#### Given material ####
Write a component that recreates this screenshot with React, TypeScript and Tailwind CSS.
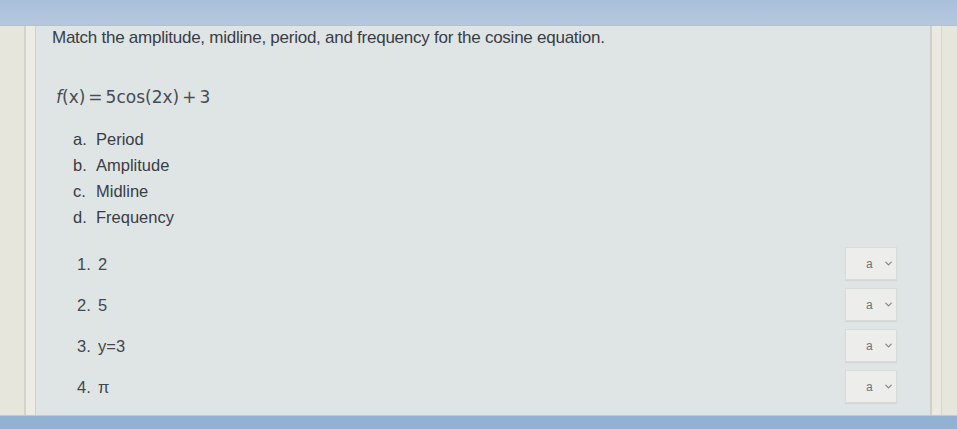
import { ChevronDown } from "lucide-react";

const options = [
  { key: "a.", label: "Period" },
  { key: "b.", label: "Amplitude" },
  { key: "c.", label: "Midline" },
  { key: "d.", label: "Frequency" },
];

const answers = [
  { num: "1.", value: "2" },
  { num: "2.", value: "5" },
  { num: "3.", value: "y=3" },
  { num: "4.", value: "π" },
];

export default function App() {
  return (
    <div className="w-[957px] h-[429px] flex flex-col bg-[#e4e4da] overflow-hidden font-['Liberation_Sans',Arial,sans-serif]">
      {/* top window band */}
      <div className="h-[26px] shrink-0 bg-gradient-to-b from-[#a9bfdb] to-[#b6c8de] border-b border-[#c9b9c0]" />

      <div className="flex flex-1 min-h-0">
        {/* left gutter */}
        <div className="w-[26px] shrink-0 bg-[#e6e6dc] border-r-2 border-[#d2d3c9]" />
        <div className="w-[10px] shrink-0 bg-[#ecece4] border-r border-[#cfd1c9]" />

        {/* question panel */}
        <div className="flex-1 bg-[#dfe4e5] pl-[16px] pt-[2px] text-[#393d45]">
          <p className="text-[17px] tracking-[-0.25px] leading-[20px]">
            Match the amplitude, midline, period, and frequency for the cosine equation.
          </p>

          <p className="mt-[38px] ml-[4px] text-[17px] leading-[22px] font-['DejaVu_Sans',sans-serif] text-[#474c54]">
            <span className="italic">f</span>(x)<span className="mx-[3px]">=</span>5cos(2x)<span className="mx-[3px]">+</span>3
          </p>

          <div className="mt-[21px] ml-[21px] flex flex-col gap-[6px]">
            {options.map((o) => (
              <div key={o.key} className="flex text-[16.5px] leading-[20px]">
                <span className="w-[23px]">{o.key}</span>
                <span>{o.label}</span>
              </div>
            ))}
          </div>

          <div className="mt-[20px] flex flex-col gap-[8px] pr-[33px]">
            {answers.map((a) => (
              <div key={a.num} className="flex items-center h-[33px]">
                <div className="flex ml-[25px] text-[16.5px] leading-[20px] text-[#43484f]">
                  <span className="w-[21px]">{a.num}</span>
                  <span>{a.value}</span>
                </div>
                <div className="ml-auto w-[52px] h-[33px] bg-[#edeeeb] border border-[#d8dcd8] shadow-[0_1px_1px_rgba(0,0,0,0.06)] flex items-center pl-[20px] gap-[10px] text-[12px] text-[#6f7378]">
                  <span>a</span>
                  <ChevronDown size={11} strokeWidth={2.5} className="text-[#7d8187]" />
                </div>
              </div>
            ))}
          </div>
        </div>

        {/* right gutter */}
        <div className="w-[12px] shrink-0 bg-[#eaeae2] border-l-2 border-[#cfd1c8] border-r border-r-[#d5d6cd]" />
        <div className="w-[15px] shrink-0 bg-[#e7e6dc]" />
      </div>

      {/* bottom window band */}
      <div className="h-[14px] shrink-0 bg-[#92b1d3] border-t border-[#b7cbe0]" />
    </div>
  );
}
####
● **What to produce**
Copy out the data above exactly, except the pictures.

● **Exercise solution**
Write a component that recreates this screenshot with React, TypeScript and Tailwind CSS.
import { ChevronDown } from "lucide-react";

const options = [
  { key: "a.", label: "Period" },
  { key: "b.", label: "Amplitude" },
  { key: "c.", label: "Midline" },
  { key: "d.", label: "Frequency" },
];

const answers = [
  { num: "1.", value: "2" },
  { num: "2.", value: "5" },
  { num: "3.", value: "y=3" },
  { num: "4.", value: "π" },
];

export default function App() {
  return (
    <div className="w-[957px] h-[429px] flex flex-col bg-[#e4e4da] overflow-hidden font-['Liberation_Sans',Arial,sans-serif]">
      {/* top window band */}
      <div className="h-[26px] shrink-0 bg-gradient-to-b from-[#a9bfdb] to-[#b6c8de] border-b border-[#c9b9c0]" />

      <div className="flex flex-1 min-h-0">
        {/* left gutter */}
        <div className="w-[26px] shrink-0 bg-[#e6e6dc] border-r-2 border-[#d2d3c9]" />
        <div className="w-[10px] shrink-0 bg-[#ecece4] border-r border-[#cfd1c9]" />

        {/* question panel */}
        <div className="flex-1 bg-[#dfe4e5] pl-[16px] pt-[2px] text-[#393d45]">
          <p className="text-[17px] tracking-[-0.25px] leading-[20px]">
            Match the amplitude, midline, period, and frequency for the cosine equation.
          </p>

          <p className="mt-[38px] ml-[4px] text-[17px] leading-[22px] font-['DejaVu_Sans',sans-serif] text-[#474c54]">
            <span className="italic">f</span>(x)<span className="mx-[3px]">=</span>5cos(2x)<span className="mx-[3px]">+</span>3
          </p>

          <div className="mt-[21px] ml-[21px] flex flex-col gap-[6px]">
            {options.map((o) => (
              <div key={o.key} className="flex text-[16.5px] leading-[20px]">
                <span className="w-[23px]">{o.key}</span>
                <span>{o.label}</span>
              </div>
            ))}
          </div>

          <div className="mt-[20px] flex flex-col gap-[8px] pr-[33px]">
            {answers.map((a) => (
              <div key={a.num} className="flex items-center h-[33px]">
                <div className="flex ml-[25px] text-[16.5px] leading-[20px] text-[#43484f]">
                  <span className="w-[21px]">{a.num}</span>
                  <span>{a.value}</span>
                </div>
                <div className="ml-auto w-[52px] h-[33px] bg-[#edeeeb] border border-[#d8dcd8] shadow-[0_1px_1px_rgba(0,0,0,0.06)] flex items-center pl-[20px] gap-[10px] text-[12px] text-[#6f7378]">
                  <span>a</span>
                  <ChevronDown size={11} strokeWidth={2.5} className="text-[#7d8187]" />
                </div>
              </div>
            ))}
          </div>
        </div>

        {/* right gutter */}
        <div className="w-[12px] shrink-0 bg-[#eaeae2] border-l-2 border-[#cfd1c8] border-r border-r-[#d5d6cd]" />
        <div className="w-[15px] shrink-0 bg-[#e7e6dc]" />
      </div>

      {/* bottom window band */}
      <div className="h-[14px] shrink-0 bg-[#92b1d3] border-t border-[#b7cbe0]" />
    </div>
  );
}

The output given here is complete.